Quando a Rússia sediou a primeira cúpula dos líderes do grupo BRIC, em junho de 2009, com a participação do presidente brasileiro Lula, do presidente russo Medvedev, do primeiro-ministro indiano Manmohan Singh, e do presidente chinês Hu Jintao, o líder da Rússia saudou Yekatarinburg como “o epicentro da política mundial. “A necessidade de adequar a ordem global às grandes nações em desenvolvimento era “óbvia””, disse ele. Apenas um dia antes, a Rússia havia hospedado, na mesma cidade, a 9ª cúpula da Organização de Cooperação de Xangai (SCO), com muitos países observadores, incluindo uma breve visita de Mahmoud Ahmadinejad, que acabara de ser declarado vencedor de uma controversa eleição presidencial no Irã.

Os jornais ocidentais reagiram com uma mistura de descaso e rejeição. Como o The Economist escreveu na época:

Este quarteto díspar não conseguiu rivalizar com o G8 como fórum de discussão econômica. Em vez disso, o mais impressionante é que quatro países agrupados pelo economista-chefe do Goldman Sachs decidiram se encontrar de uma maneira tão visível.

Naquela época, mesmo observadores mais benignos dificilmente teriam previsto que o grupo dos BRICS (com S maiúsculo depois da integração da África do Sul) se transformaria na plataforma política mais proeminente fora do Ocidente. Desde 2009, nenhum líder perdeu uma cúpula. Além das reuniões anuais, mais de trinta reuniões relacionadas com o BRICS ocorrem por ano, em áreas tão diversas como a educação, finanças, saúde pública, agricultura e segurança nacional. Em 2014, o grupo criou o seu próprio banco de desenvolvimento e estabeleceu um acordo de reserva de contingência (CRA). O agrupamento alcançou visibilidade política sem precedentes, quando, em um comunicado conjunto, os representantes do BRICS rejeitaram os apelos para excluir a Rússia do G20, durante a Crise da Crimeia. Dessa maneira, dificultaram decisivamente as tentativas ocidentais de isolar a Rússia.

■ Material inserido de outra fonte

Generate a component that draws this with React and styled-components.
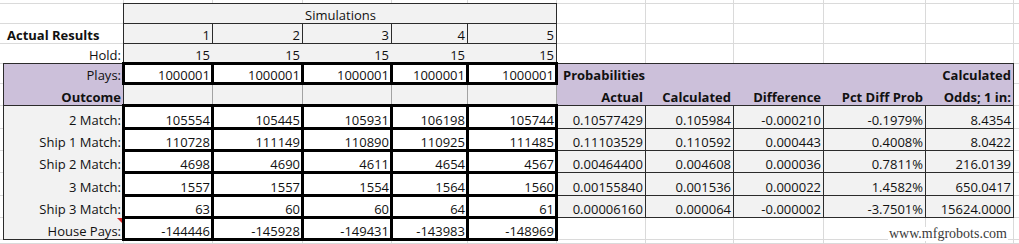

O crescimento econômico dos países do BRICS em 2015 será muito menor do que era em 2009. Os Estados Unidos já crescem mais rápido do que o Brasil, Rússia e África do Sul. Nesse sentido, visto de Brasília, Pretória e Moscou, o ambiente global oferece hoje menos oportunidades que há alguns anos atrás, quando os atores e instituições estabelecidas enfrentaram uma grave crise de legitimidade e quando potências emergentes salvaram a economia global de um colapso.

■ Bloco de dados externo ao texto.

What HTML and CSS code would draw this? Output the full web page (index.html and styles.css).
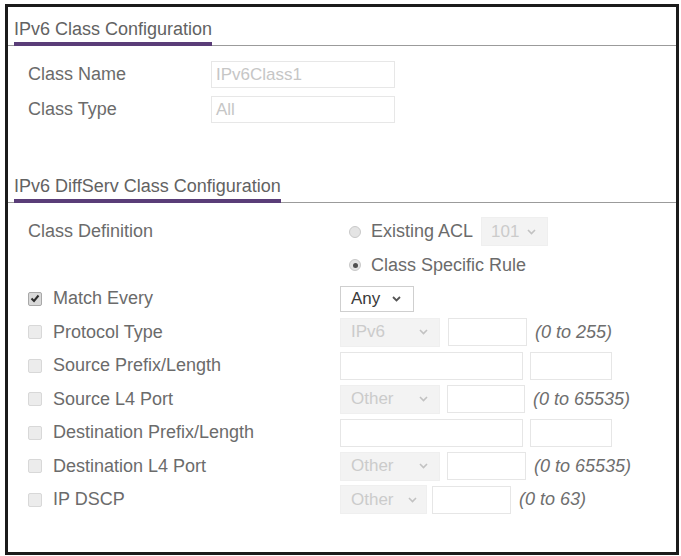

No entanto, seria errado prever que o grupo do BRICS deixará de existir. A reeleição de Dilma Rousseff no Brasil tem sido interpretada, na imprensa russa e indiana, como crucial na manutenção do processo de institucionalização do BRICS. Na verdade, não está claro até que ponto Aécio Neves, como presidente, teria continuado dando apoio a iniciativas como o Banco de Desenvolvimento do BRICS, visto por alguns como um rival para as instituições existentes. O princípio subjacente ainda se mantém: fazer parte do grupo BRICS gera benefícios tangíveis, embora praticamente não tenha custo.

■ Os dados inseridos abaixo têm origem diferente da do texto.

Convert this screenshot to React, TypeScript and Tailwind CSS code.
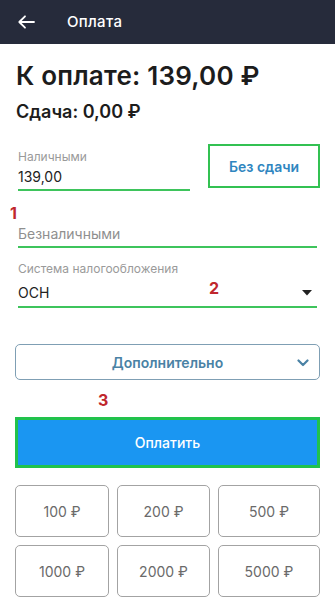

No entanto, a 7ª Cúpula do BRICS (veja o site oficial da cúpula lançado recentemente) pode colocar essa lógica ao seu maior teste até então. Cada vez mais hostil em relação à ordem global vigente, a Rússia introduzirá uma série de medidas durante as discussões da cúpula que são susceptíveis de gerar fortes críticas no Ocidente, como argumentar que a União Internacional de Telecomunicações da ONU (ITU) deve substituir o governo dos Estados Unidos como controlador da ICANN (Corporação da Internet para Atribuição de Nomes e Números), que gerencia a internet. Muitos criticos dizem que essa ideia permitirá regimes autoritários a desafiarem a liberdade na internet. Enquanto a China é favorável à proposta, o Brasil dificilmente a aceitará, considerando a sua liderança na questão durante o encontro NetMundial em 2014, em São Paulo.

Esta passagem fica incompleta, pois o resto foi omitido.